Both companies had a rich racing heritage, and so it's not surprising that both embraced the multi-cam arrangement, even as other automakers were ratcheting up the cylinder count. The starting point for the Stutz's DOHC entry was the Vertical Eight, a design credited to a veteran automotive engineer named Charles O. Greuter. The eight, designed while "Pop" Greuter was working at the Excelsior Motor Company in Chicago, featured a single overhead camshaft, nine main bearings, a crossflow cylinder head with two valves per cylinder and dual ignition, making it powerful and smooth.
Stutz DV32 Super Bearcat 1932 |
Greuter's eight came to the attention of Frederick E. Moskovics, who had been brought in to rescue a stumbling Stutz in 1925. Moskovics took Greuter aboard, and set him to work adapting the engine for a racy new model, to be called the Series AA. The major change in the engine's design was the use of a "silent" chain to power the camshaft, rather than a vertical shaft and noisy bevel gears.
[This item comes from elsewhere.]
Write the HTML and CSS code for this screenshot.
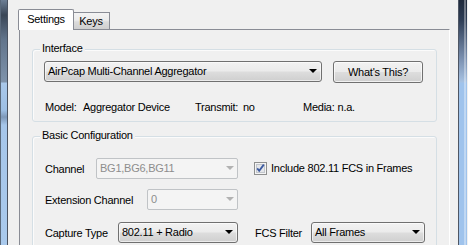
FILE: index.html
```html
<!DOCTYPE html>
<html>
<head>
<meta charset="utf-8">
<link rel="stylesheet" href="styles.css">
</head>
<body>
<div class="window">
  <div class="frame frame-left"></div>
  <div class="client">
    <div class="tabs">
      <div class="tab tab-active">Settings</div>
      <div class="tab tab-keys">Keys</div>
    </div>
    <div class="page">
      <div class="group group-iface">
        <span class="gtitle">Interface</span>
        <div class="iface-row">
          <div class="combo combo-iface">AirPcap Multi-Channel Aggregator<span class="arrow"></span></div>
          <div class="btn">What's This?</div>
        </div>
        <div class="info">
          <div class="info-item"><span class="info-lab lab-model">Model:</span><span>Aggregator Device</span></div>
          <div class="info-item"><span class="info-lab lab-transmit">Transmit:</span><span>no</span></div>
          <div class="info-item"><span class="info-lab lab-media">Media:</span><span>n.a.</span></div>
        </div>
      </div>
      <div class="group group-basic">
        <span class="gtitle">Basic Configuration</span>
        <div class="crow crow-channel">
          <span class="clabel lab-channel">Channel</span>
          <div class="combo combo-dis combo-channel">BG1,BG6,BG11<span class="arrow arrow-dis"></span></div>
          <span class="check">
            <svg width="13" height="13" viewBox="0 0 13 13">
              <rect x="0.5" y="0.5" width="12" height="12" fill="#f4f4f4" stroke="#8e8f8f"/>
              <rect x="2.5" y="2.5" width="8" height="8" fill="#e4e6ea" stroke="#c2c6cc"/>
              <path d="M3.2 6.4 L5.2 8.8 L9.8 2.6" fill="none" stroke="#3c5aa0" stroke-width="1.8"/>
            </svg>
          </span>
          <span class="check-label">Include 802.11 FCS in Frames</span>
        </div>
        <div class="crow crow-ext">
          <span class="clabel lab-ext">Extension Channel</span>
          <div class="combo combo-dis combo-ext">0<span class="arrow arrow-dis"></span></div>
        </div>
        <div class="crow crow-cap">
          <span class="clabel lab-cap">Capture Type</span>
          <div class="combo combo-cap">802.11 + Radio<span class="arrow"></span></div>
          <span class="clabel lab-fcs">FCS Filter</span>
          <div class="combo combo-fcs">All Frames<span class="arrow"></span></div>
        </div>
      </div>
    </div>
  </div>
  <div class="frame frame-right"></div>
</div>
</body>
</html>
```
FILE: styles.css
```css
html, body {
  margin: 0;
  padding: 0;
  width: 468px;
  height: 245px;
  overflow: hidden;
  background: #f0f0f0;
  font-family: "Liberation Sans", Arial, sans-serif;
  font-size: 11px;
  letter-spacing: -0.25px;
  color: #000;
}

.window {
  display: flex;
  height: 245px;
  overflow: hidden;
}

.frame-left {
  width: 7px;
  flex: none;
  border-right: 1px solid #4a5260;
  background:
    linear-gradient(to right, #5b6a7c 0, #5b6a7c 1px, transparent 1px),
    linear-gradient(to bottom, #6d7f95 0, #3a4656 15px, #62758c 40px, #7f93ab 82px, #a9c8ea 83px, #9ebfe4 110px, #7e98b8 117px, #a6c6ea 125px, #a9c9ec 245px);
}

.frame-right {
  width: 8px;
  flex: none;
  border-left: 1px solid #4e5664;
  background:
    linear-gradient(to right, transparent 0, transparent 5px, rgba(255,255,255,0.35) 5px, rgba(255,255,255,0.35) 7px, transparent 7px),
    linear-gradient(to bottom, #1f2a3c 0, #2e3d55 20px, #7d93b3 60px, #a7c2e2 82px, #9fc3ec 83px, #9fc3ec 245px);
}

.client {
  width: 450px;
  flex: none;
  padding: 9px 0 0 10px;
  box-sizing: border-box;
  background: #f0f0f0;
}

/* Tabs */
.tabs {
  display: flex;
  align-items: flex-end;
  height: 20px;
}

.tab {
  box-sizing: border-box;
  border: 1px solid #898c95;
  border-bottom: none;
  display: flex;
  justify-content: center;
  align-items: center;
  line-height: 13px;
}

.tab-active {
  position: relative;
  z-index: 1;
  width: 56px;
  height: 21px;
  margin-bottom: -1px;
  background: #fff;
  border-radius: 2px 2px 0 0;
  padding-bottom: 1px;
}

.tab-keys {
  width: 37px;
  height: 17px;
  margin-left: -1px;
  border-left: none;
  background: linear-gradient(to bottom, #f3f3f3 0, #ebebeb 45%, #dcdcdc 55%, #cfcfcf 100%);
  padding-top: 1px;
}

.page {
  margin-left: 1px;
  width: 431px;
  height: 216px;
  box-sizing: border-box;
  border-left: 1px solid #898c95;
  border-top: 1px solid #898c95;
  border-right: 1px solid #ffffff;
  background: #f0f0f0;
  padding: 0 12px;
  display: flex;
  flex-direction: column;
  overflow: hidden;
}

/* Group boxes */
.group {
  position: relative;
  box-sizing: border-box;
  width: 405px;
  flex: none;
  border: 1px solid #d5dfe5;
  border-radius: 3px;
  box-shadow: inset 1px 1px 0 #fbfbfb;
  padding-left: 11px;
}

.gtitle {
  position: absolute;
  top: -8px;
  left: 7px;
  padding: 0 2px;
  background: #f0f0f0;
  line-height: 13px;
}

.group-iface {
  margin-top: 19px;
  height: 73px;
  padding-top: 11px;
}

.group-basic {
  margin-top: 14px;
  height: 130px;
  padding-top: 21px;
}

.iface-row {
  display: flex;
  align-items: flex-start;
  height: 22px;
}

/* Combos */
.combo {
  position: relative;
  box-sizing: border-box;
  height: 21px;
  border: 1px solid #707070;
  border-radius: 3px;
  padding-left: 3px;
  line-height: 19px;
  background: linear-gradient(to bottom, #f2f2f2 0, #ebebeb 48%, #dddddd 52%, #cfcfcf 100%);
  box-shadow: inset 0 0 0 1px rgba(255,255,255,0.6);
  white-space: nowrap;
}

.arrow {
  position: absolute;
  right: 4px;
  top: 7px;
  width: 0;
  height: 0;
  border-left: 4px solid transparent;
  border-right: 4px solid transparent;
  border-top: 4px solid #000;
}

.combo-dis {
  border-color: #c0c3c6;
  background: #f4f4f4;
  box-shadow: none;
  color: #8d8d8d;
  border-radius: 2px;
}

.arrow-dis {
  border-top-color: #b2b2b2;
  right: 3px;
}

.combo-iface {
  width: 278px;
}

.btn {
  box-sizing: border-box;
  margin-left: 11px;
  width: 90px;
  height: 22px;
  border: 1px solid #707070;
  border-radius: 3px;
  background: linear-gradient(to bottom, #f2f2f2 0, #ebebeb 48%, #dddddd 52%, #cfcfcf 100%);
  box-shadow: inset 0 0 0 1px rgba(255,255,255,0.7);
  display: flex;
  align-items: center;
  justify-content: center;
  line-height: 13px;
}

.info {
  margin-top: 18px;
  padding-left: 1px;
  display: grid;
  grid-template-columns: 150px 108px 1fr;
  line-height: 13px;
  white-space: nowrap;
}

.info-item {
  display: flex;
}

.info-lab {
  flex: none;
}

.lab-model { width: 38px; }
.lab-transmit { width: 48px; }
.lab-media { margin-right: 3px; }

/* Basic config rows */
.crow {
  display: flex;
  align-items: center;
  height: 21px;
}

.crow-ext {
  margin-top: 10px;
}

.crow-cap {
  margin-top: 12px;
}

.clabel {
  box-sizing: border-box;
  padding-left: 1px;
  line-height: 13px;
  white-space: nowrap;
  padding-top: 2px;
}

.lab-channel { width: 52px; }
.lab-ext { width: 103px; }
.lab-cap { width: 74px; }
.lab-fcs { width: 57px; margin-left: 16px; }

.combo-channel { width: 142px; }
.combo-ext { width: 91px; }
.combo-cap { width: 120px; }
.combo-fcs { width: 114px; }

.check {
  margin-left: 16px;
  width: 13px;
  height: 13px;
  display: flex;
}

.check-label {
  margin-left: 4px;
  line-height: 13px;
  white-space: nowrap;
}
```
The original Vertical Eight wrung 92 horsepower from its 287 cubic inches, excellent by the standards of the day.
The ultimate development of the Vertical Eight arrived in the spring of 1931. The new engine's name, DV-32, was a reference to its dual overhead camshafts and total of 32 valves, four per cylinder. The dual valves increased the engine's breathing capacity by 60 percent, while allowing each spark plug to be centrally located, for better flame propagation. With a displacement of 322 cubic inches, the DV-32 produced a heady 156 horsepower at 3,900 RPM, just 5 horsepower less than the heavier and more complex L-head V-12s from Lincoln and Packard, and 20 less than Cadillac's overhead-valve V-16. The single-cam version of the eight, now called the SV-16, was still available, and was conservatively rated at 113hp at 3,300 RPM.
Stutz DV32 Convertible Victoria 1931 |
Was the DV-32 an attempt to compete in the cylinder race? Stutz historian Mark Howell didn't think so: "Stutz was the only company in the entire American industry...that built and designed motorcars by sporting machine standards, thus it can only be judged by those standards," he wrote in Racing Stutz, excerpted in The Splendid Stutz, the marque history published by the Stutz Club. "At that time, the world's finest cars of this type did not use 12 or 16 cylinders. They used straight-eight power plants with twin overhead camshafts.... This was not prompted by the bhp race but rather by a desire for consistent refinement of the original Stutz 8 design."
Stutz DV32 Dual Cowl Phaeton 1933 |
The new car made a big impression on reviewers, particularly in Europe. "The charm of the big engine propelling the car effortlessly at 60 or even 70 MPH has to be experienced to be believed," the British magazine Autocar reported, calling the Stutz one of "the world's more remarkable cars." But it was one of the world's more expensive cars, too: at $5,295 for a LeBaron five-passenger sedan, it was $200 more expensive than a Cadillac V-16 Fleetwood. Sales were predictably slow, and after 1934, passenger car production had come to an end.